Last week, Serena Williams made headlines with a new Rolling Stone profile, and not in the way she intended, when she commented on the Steubenville rape case. “I’m not blaming the girl, but if you’re a 16-year-old and you’re drunk like that, your parents should teach you: Don’t take drinks from other people,” Williams told the magazine. “She’s 16, why was she that drunk where she doesn’t remember?” Williams said in the profile. “It could have been much worse. She’s lucky.”
The comments were deeply disappointing and hypocritical coming from Williams, who runs a foundation that is supposed to help and support victims of violent crimes. And her original apology, in which she defended her credentials fighting for women’s rights and apologized for “what was written” and what she “supposedly said,” trying to deflect blame rather than accept responsibility, wasn’t much better. But Williams apologized again in a statement on her web site Monday. Unlike her first statement, Williams finally got her expression of regret right:
“I am deeply sorry for my insensitive and misinformed comments. It was not my intention to cause the victim and her family any additional pain. But I did, and I am sorry. I am grateful to them for the opportunity to personally apologize, and I am humbled by their strength, grace, and forgiveness.
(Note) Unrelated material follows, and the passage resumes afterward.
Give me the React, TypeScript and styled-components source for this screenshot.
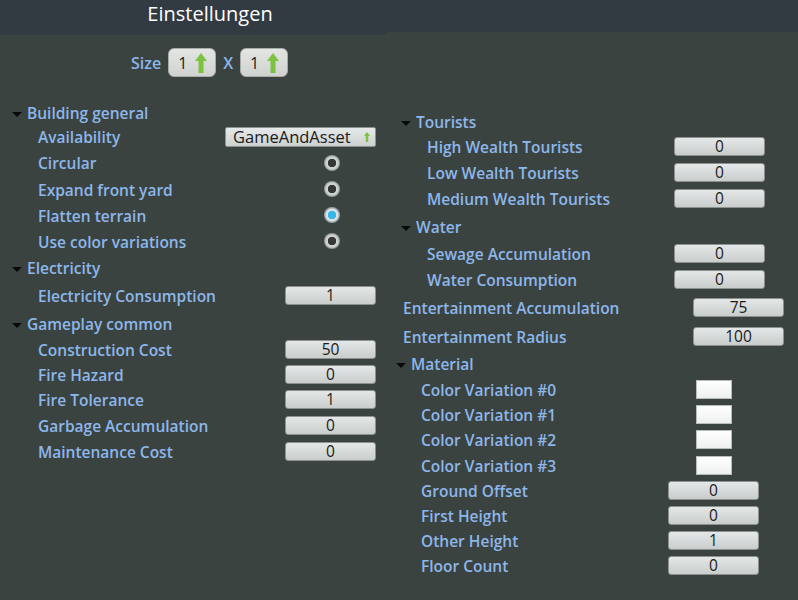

“I also want to extend an apology to the millions of sexual assault victims in America whose pain could have been compounded by my inappropriate remarks. Rape and all forms of sexual assault are completely unacceptable, no matter the circumstances. Sexual assault perpetrated against women and men is never acceptable and *never* the fault of the victim.”
That sort of apology the first time around — or better yet, these comments when she originally saw the Steubenville case in the news — would have sent a strong message to victims of sexual assault that they weren’t to blame and that they could come forward, as the Steubenville victim did, without shame. That’s an important message to hear from a prominent female athlete like Williams, who added at her pre-Wimbledon press conference that she has spoken to the Steubenville victim and that they “came to a wonderful understanding, and we’re constantly in contact.” If that’s the case, hopefully owning her words will help Williams salvage at least some good from comments she never should have made in the first place.